Step 4: Assemble the Southwest Bowls by placing rice and chicken as the base. Add black beans, corn, avocado, peppers, onion, lime wedges and tortilla strips. Drizzle with the sour cream sauce. Serve and enjoy!
Expert Tips:
- Don't overcook the Just Meats chicken. It's only intended to warm up, and overcooking will cause the meat to dry out.
- Drain and rinse the black beans really well to avoid those dark juices from getting into the bowl.
- Wait to cut the avocado until right before serving or it will start to turn pink or brown on the edges from oxidation.
If you love Southwest flavor, try this Southwest Chicken Salad too!
Recipe FAQs:
No, it's just flavorful. If you're sensitive to spicy, leave off the jalapeño or be sure the seeds and membranes have been removed before chopping.
Store the leftovers in sealed containers. I suggest storing the rice and chicken separate from the toppings to keep everything freshest. Keep in the fridge for up to 3 days.
Just Meats:
Just Meats offers a variety of meat choices and flavors. The meat is delivered to your doorstep and lasts 10 days in the fridge and up to 4-6 months in the freezer.
Order Just Meats and get $15.00 off your purchase plus 25% off for new subscribers with code FTSIMMPLYMADEEATS
More Healthy Recipes You Will Love:
If you tried this Southwest Chicken Bowl Recipe or any other recipe on my website, please leave a 🌟 star rating and let me know how it goes in the 📝 comments below. I love hearing from you!
PrintRecipe
Southwest Chicken Rice Bowls
- Total Time: 30 minutes
- Yield: 4 bowls 1x
Description
These Southwest Chicken Rice Bowls are loaded with flavor and so easy to make. The perfect quick and simple dinner!
Ingredients
Chicken Bowls:
- 1 package (1.1 lbs pre-cooked Just Meats Pollo Asado)
- 1 cup uncooked jasmine rice, rinsed + 2 cups water (read package instructions)
- 1 red bell pepper, seeds and stem removed and sliced
- ½ red onion, sliced
- 1 avocado, skin and pit removed with diced
- 11 ounce can of corn, drained
- 15 ounce can of black beans, rinsed, drained and dried
- 1 tablespoon jalapeño, seeds and membranes removed and minced
- 1 cup tortilla strips
- lime wedges for garnish
Sour Cream Sauce:
- 1 teaspoon fresh lime juice
- 1 teaspoon taco seasoning
- ½ cup sour cream
Instructions
- Cook the rice according to the package instructions in the rice cooker or in a pot on the stovetop.

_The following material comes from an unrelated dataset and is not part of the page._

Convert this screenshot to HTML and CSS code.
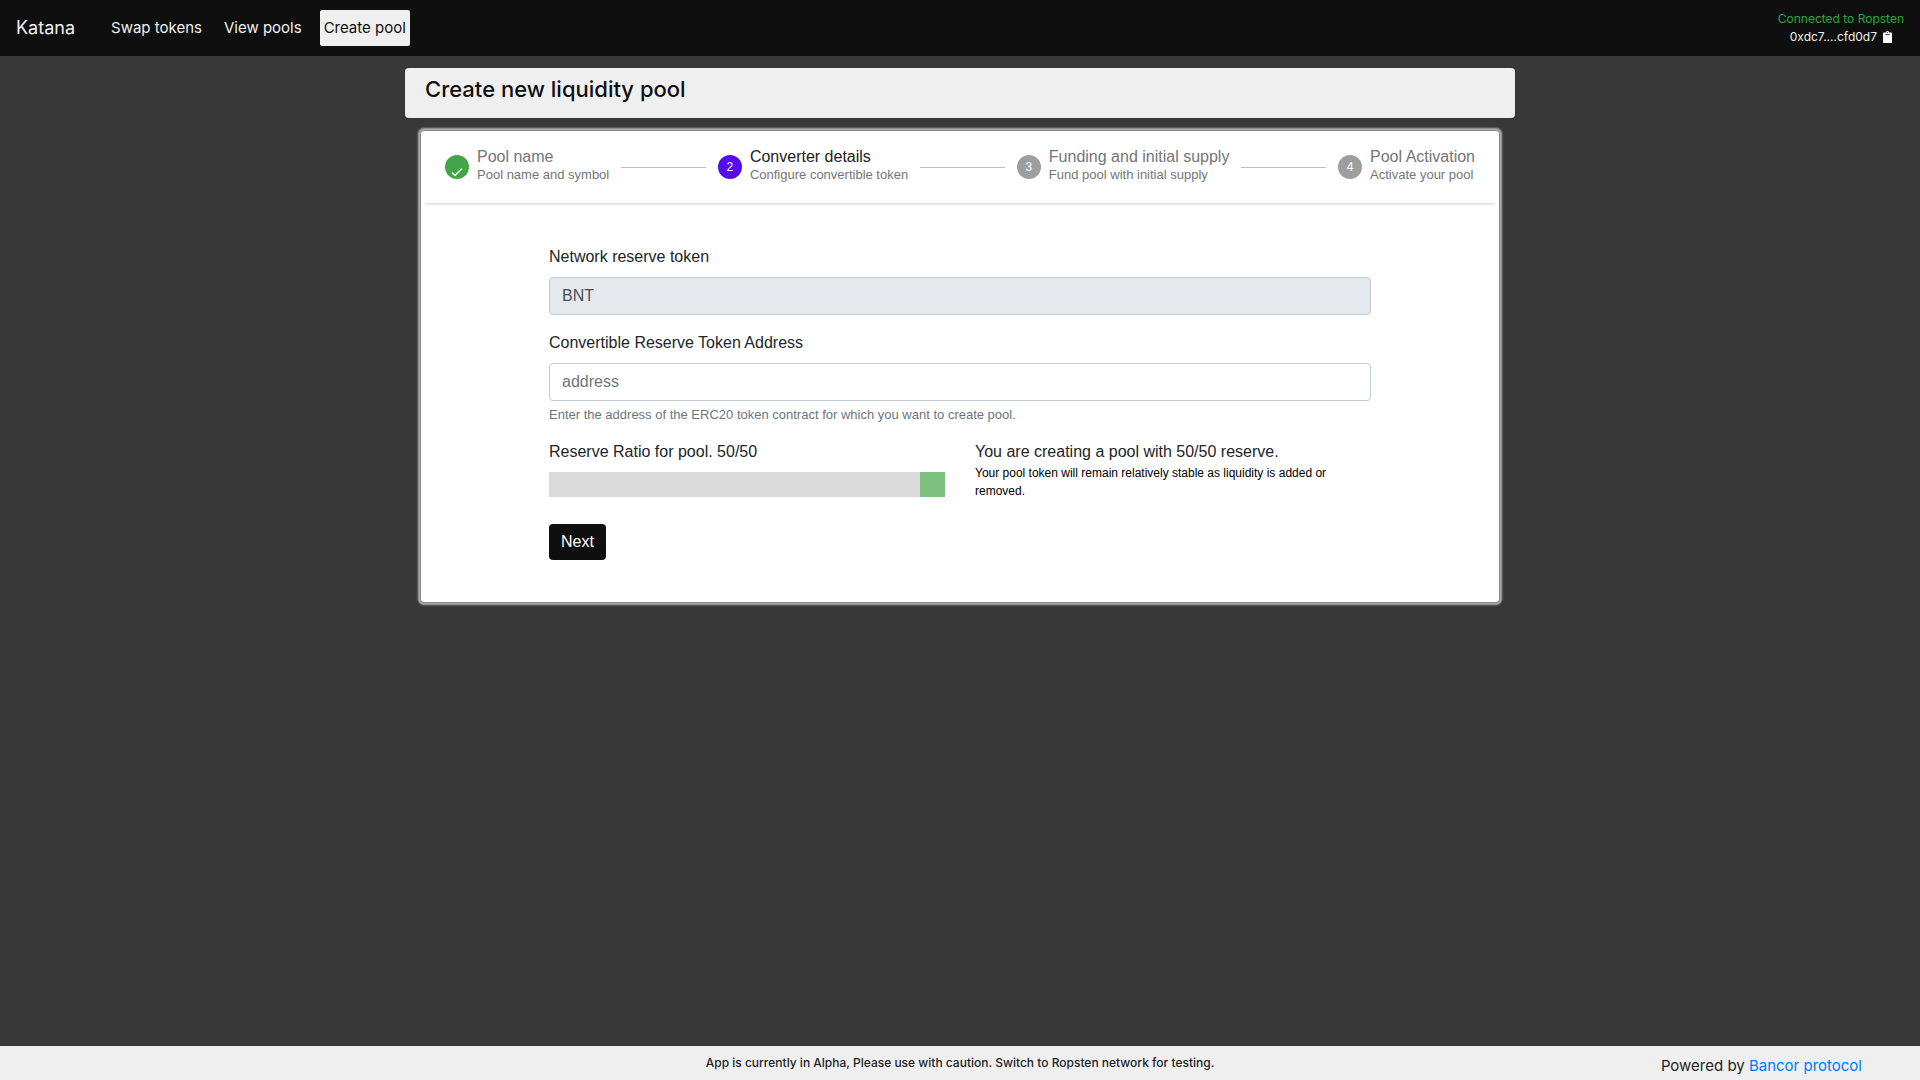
FILE: index.html
```html
<!DOCTYPE html>
<html lang="en">
<head>
<meta charset="utf-8">
<meta name="viewport" content="width=device-width, initial-scale=1">
<title>Katana - Create pool</title>
<link rel="stylesheet" href="styles.css">
</head>
<body>
<header class="navbar">
  <a class="brand" href="#">Katana</a>
  <nav class="nav">
    <a class="nav-link" href="#">Swap tokens</a>
    <a class="nav-link" href="#">View pools</a>
    <a class="nav-link active" href="#">Create pool</a>
  </nav>
  <div class="account">
    <div class="network">Connected to Ropsten</div>
    <div class="address">
      <span>0xdc7....cfd0d7</span>
      <button class="copy" type="button" aria-label="Copy address">
        <svg width="9" height="12" viewBox="0 0 384 512" fill="#fff" aria-hidden="true"><path d="M384 112v352c0 26.500-21.500 48-48 48H48c-26.500 0-48-21.500-48-48V112c0-26.500 21.500-48 48-48h80c0-35.300 28.700-64 64-64s64 28.700 64 64h80c26.500 0 48 21.500 48 48zM192 40c-13.300 0-24 10.700-24 24s10.700 24 24 24 24-10.700 24-24-10.700-24-24-24m96 114v-20a6 6 0 0 0-6-6H102a6 6 0 0 0-6 6v20a6 6 0 0 0 6 6h180a6 6 0 0 0 6-6z"/></svg>
      </button>
    </div>
  </div>
</header>
<main class="container">
  <h1 class="page-title">Create new liquidity pool</h1>
  <section class="card">
    <ol class="stepper">
      <li class="step">
        <span class="marker done"><svg width="12" height="12" viewBox="0 0 12 12" fill="none" stroke="#fff" stroke-width="1.300" aria-hidden="true"><path d="M1 7.500l3 3L11 3.500"/></svg></span>
        <span class="step-text"><span class="step-title">Pool name</span><span class="step-note">Pool name and symbol</span></span>
      </li>
      <li class="line" aria-hidden="true"></li>
      <li class="step current" aria-current="step">
        <span class="marker">2</span>
        <span class="step-text"><span class="step-title">Converter details</span><span class="step-note">Configure convertible token</span></span>
      </li>
      <li class="line" aria-hidden="true"></li>
      <li class="step">
        <span class="marker">3</span>
        <span class="step-text"><span class="step-title">Funding and initial supply</span><span class="step-note">Fund pool with initial supply</span></span>
      </li>
      <li class="line" aria-hidden="true"></li>
      <li class="step">
        <span class="marker">4</span>
        <span class="step-text"><span class="step-title">Pool Activation</span><span class="step-note">Activate your pool</span></span>
      </li>
    </ol>
    <form class="form">
      <div class="group">
        <label for="network">Network reserve token</label>
        <input class="control" id="network" type="text" value="BNT" disabled>
      </div>
      <div class="group">
        <label for="token">Convertible Reserve Token Address</label>
        <input class="control" id="token" type="text" placeholder="address" aria-describedby="token-help">
        <small class="help" id="token-help">Enter the address of the ERC20 token contract for which you want to create pool.</small>
      </div>
      <div class="columns">
        <div class="ratio">
          <label for="ratio">Reserve Ratio for pool. 50/50</label>
          <input class="slider" id="ratio" type="range" min="0" max="50" value="50">
        </div>
        <div class="summary">
          <p class="summary-title">You are creating a pool with 50/50 reserve.</p>
          <p class="summary-text">Your pool token will remain relatively stable as liquidity is added or removed.</p>
        </div>
      </div>
      <button class="next" type="button">Next</button>
    </form>
  </section>
</main>
<footer class="footer">
  <p class="notice">App is currently in Alpha, Please use with caution. Switch to Ropsten network for testing.</p>
  <p class="powered">Powered by <a href="#">Bancor protocol</a></p>
</footer>
</body>
</html>
```
FILE: styles.css
```css
* {
  box-sizing: border-box;
}

body {
  margin: 0;
  min-height: 100vh;
  display: flex;
  flex-direction: column;
  background: #383838;
  color: #212529;
  font-family: Inter, sans-serif;
  font-size: 16px;
  line-height: 24px;
}

p,
h1,
ol {
  margin: 0;
  padding: 0;
}

a {
  color: #007bff;
  text-decoration: none;
}

.navbar {
  display: flex;
  align-items: center;
  min-height: 56px;
  padding: 0 16px;
  background: #0f0f0f;
  color: #efefef;
}

.brand {
  margin-right: 32px;
  color: #efefef;
  font-size: 18px;
}

.nav {
  display: flex;
  gap: 14px;
}

.nav-link {
  padding: 6px 4px;
  border-radius: 2px;
  color: #efefef;
  font-size: 15px;
}

.nav-link.active {
  background: #efefef;
  color: #0f0f0f;
}

.account {
  margin-left: auto;
  font-size: 12px;
  line-height: 18px;
}

.network {
  color: #28a745;
}

.address {
  display: flex;
  align-items: center;
  justify-content: center;
  gap: 6px;
}

.copy {
  display: flex;
  padding: 0;
  border: 0;
  background: none;
}

.container {
  flex: 1;
  width: 100%;
  max-width: 1110px;
  margin: 0 auto;
  padding: 12px 0;
}

.page-title {
  min-height: 50px;
  padding: 6px 20px;
  border-radius: 4px;
  background: #efefef;
  color: #0f0f0f;
  font-size: 22px;
  font-weight: 500;
  line-height: 30px;
}

.card {
  margin: 12px 15px;
  border: 1px solid #888;
  border-radius: 4px;
  background: #fff;
  box-shadow: 0 0 2px 2px #b0b0b0;
  font-family: "Liberation Sans", sans-serif;
}

.stepper {
  display: flex;
  align-items: center;
  min-height: 72px;
  margin: 0 3px;
  padding: 0 21px;
  list-style: none;
  box-shadow: 0 3px 3px -2px rgba(0, 0, 0, 0.2);
}

.step {
  display: flex;
  align-items: center;
  gap: 8px;
  color: #757575;
}

.marker {
  display: flex;
  align-items: center;
  justify-content: center;
  width: 24px;
  height: 24px;
  border-radius: 50%;
  background: #9e9e9e;
  color: #fff;
  font-size: 12px;
}

.marker.done {
  padding-top: 8px;
  background: #43a547;
}

.current .marker {
  background: #560bec;
}

.current .step-title {
  color: #212121;
}

.step-text {
  display: flex;
  flex-direction: column;
  padding-bottom: 2px;
}

.step-title {
  font-size: 16px;
  line-height: 18px;
}

.step-note {
  font-size: 13px;
  line-height: 18px;
}

.line {
  flex: 1;
  height: 1px;
  margin: 0 12px;
  background: #bdbdbd;
}

.form {
  max-width: 822px;
  margin: 0 auto;
  padding: 42px 0;
}

.group {
  margin-bottom: 16px;
}

label {
  display: block;
  margin-bottom: 8px;
}

.control {
  display: block;
  width: 100%;
  height: 38px;
  padding: 6px 12px;
  border: 1px solid #c3cad6;
  border-radius: 4px;
  background: #fff;
  color: #495057;
  font: inherit;
}

.control:disabled {
  background: #e5e8ed;
}

.control::placeholder {
  color: #6c757d;
  opacity: 1;
}

.help {
  display: block;
  margin-top: 4px;
  color: #6c757d;
  font-size: 13px;
  line-height: 19px;
}

.columns {
  display: grid;
  grid-template-columns: 1fr 1fr;
  gap: 30px;
}

.slider {
  display: block;
  width: 100%;
  height: 25px;
  margin: 0;
  appearance: none;
  background: #dadada;
}

.slider::-webkit-slider-thumb {
  appearance: none;
  width: 25px;
  height: 25px;
  background: #7dc181;
}

.slider::-moz-range-thumb {
  width: 25px;
  height: 25px;
  border: 0;
  border-radius: 0;
  background: #7dc181;
}

.summary-text {
  padding-right: 24px;
  color: #000;
  font-size: 12px;
  line-height: 18px;
}

.next {
  margin-top: 24px;
  padding: 6px 12px;
  border: 0;
  border-radius: 4px;
  background: #0f0f0f;
  color: #fff;
  font: inherit;
}

.footer {
  display: grid;
  grid-template-columns: 1fr auto 1fr;
  min-height: 34px;
  background: #efefef;
}

.notice {
  grid-column: 2;
  padding-top: 8px;
  font-size: 12px;
  font-weight: 500;
  line-height: 18px;
}

.powered {
  justify-self: end;
  padding: 8px 58px 0 0;
  font-size: 15px;
}
```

- In a small bowl, stir together sour cream, 1 teaspoon lime juice and taco seasoning until smooth and combined. Place in the fridge until assembling the bowls.
- Once the rice only has 5 minutes remaining, in a large skillet over medium high heat, add in the chicken. Pour in the marinade packet and cook for 1 minute on each side or until warm. Note: This is only for Just Meat Chicken (Pollo Asado) that is throughly cooked before re-heating. If you are cooking raw chicken, it needs to reach an internal temperature of 165 degrees before removing from the pan.
- Assemble the Southwest Bowls by placing rice and chicken as the base. Add black beans, corn, avocado, peppers, onion, lime wedges and tortilla strips. Drizzle with the sour cream sauce. Serve and enjoy!
Notes
- Don't overcook the Just Meats chicken. It's only intended to warm up, and overcooking will cause the meat to dry out.
- Drain and rinse the black beans really well to avoid those dark juices from getting into the bowl.
- Wait to cut the avocado until right before serving or it will start to turn pink or brown on the edges from oxidation.
- Prep Time: 10 minutes
- Cook Time: 20 minutes
- Category: dinner
- Method: stovetop
- Cuisine: Southwestern
Payton
So good & I love just meats. So easy on busy weeknights.
Tara Smithson
Thanks Payton! They definitely make dinner easier!